60(b) motion is committed to the ‘sound discretion’ of the district court,” Stevens v. Miller, 676 F.3d 62, 67 (2d Cir. 2012), and because Rule 60(b) is a means of “extraordinary judicial relief,” it is properly invoked “only upon a showing of exceptional circumstances,” Nemaizer v. Baker, 793 F.2d 58, 61 (2d Cir. 1986) (collecting cases). A Rule 60(b) motion is not a substitute for an appeal or a vehicle for relitigating an issue already decided. See Stevens, 676 F.3d at 67; United Airlines, Inc. v. Brien, 588 F.3d 158, 176 (2d Cir. 2009); see also Shrader v. CSX Transp., Inc., 70 F.3d 255, 257 (2d Cir. 1995) (“[A] motion to reconsider should not be granted where the moving party seeks solely to relitigate an issue already decided.”).
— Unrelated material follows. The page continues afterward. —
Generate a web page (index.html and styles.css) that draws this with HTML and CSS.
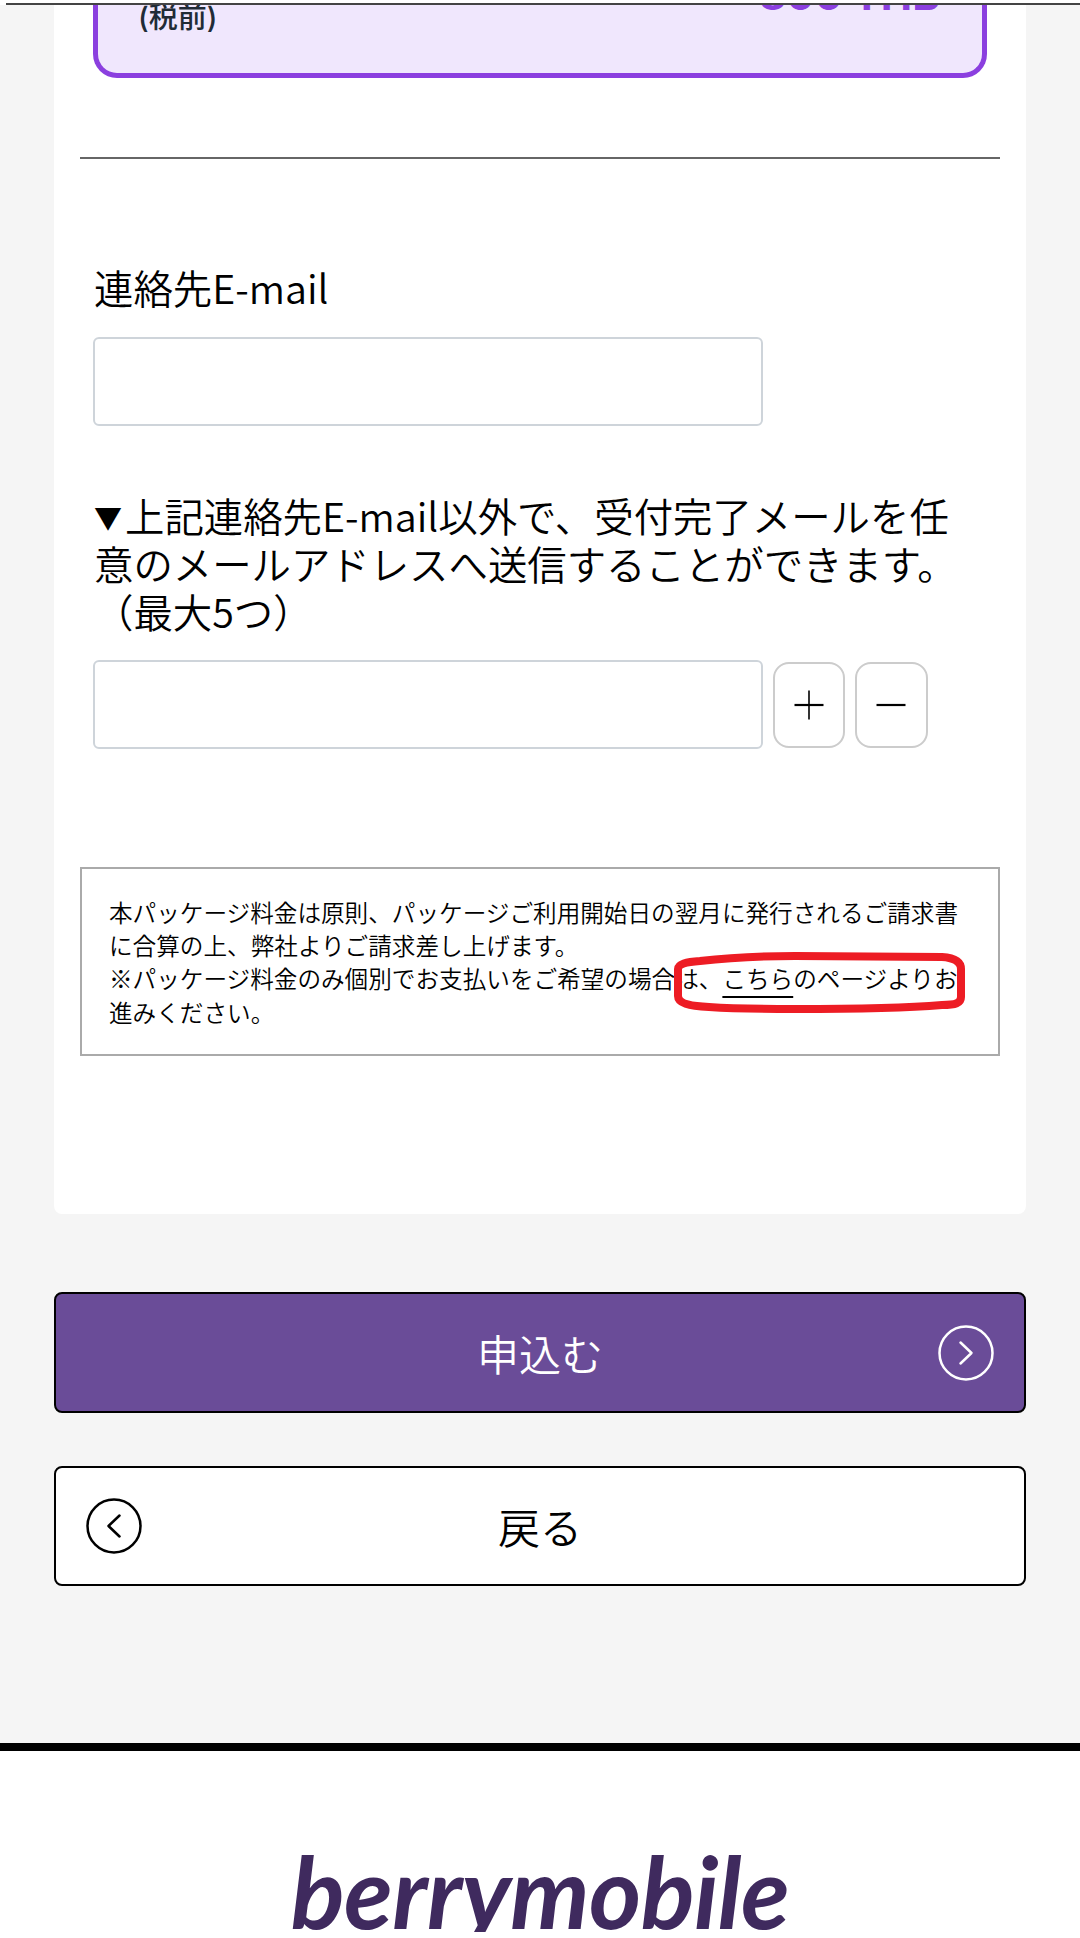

DISCUSSION Defendant Paul’s Rule 60(b) motion seeks relief from the January 24, 2019 Order on the basis that “the Court mistakenly found [Plaintiff] to be the holder and assignee of the Note and Mortgage.” (Defendant Paul’s Memorandum in Support of Rule 60(b) Motion (“Def.’s Mem.”), Dkt. 94-1, at 1.) In essence, Defendant Paul argues that there is a broken chain of assignments

from First Franklin, A Division of National City Bank of Indiana (“First Franklin Bank”), the original lender and originator of the Note and Mortgage, to Plaintiff, such that Plaintiff did not validly hold the Note and Mortgage when it commenced this action. (See id.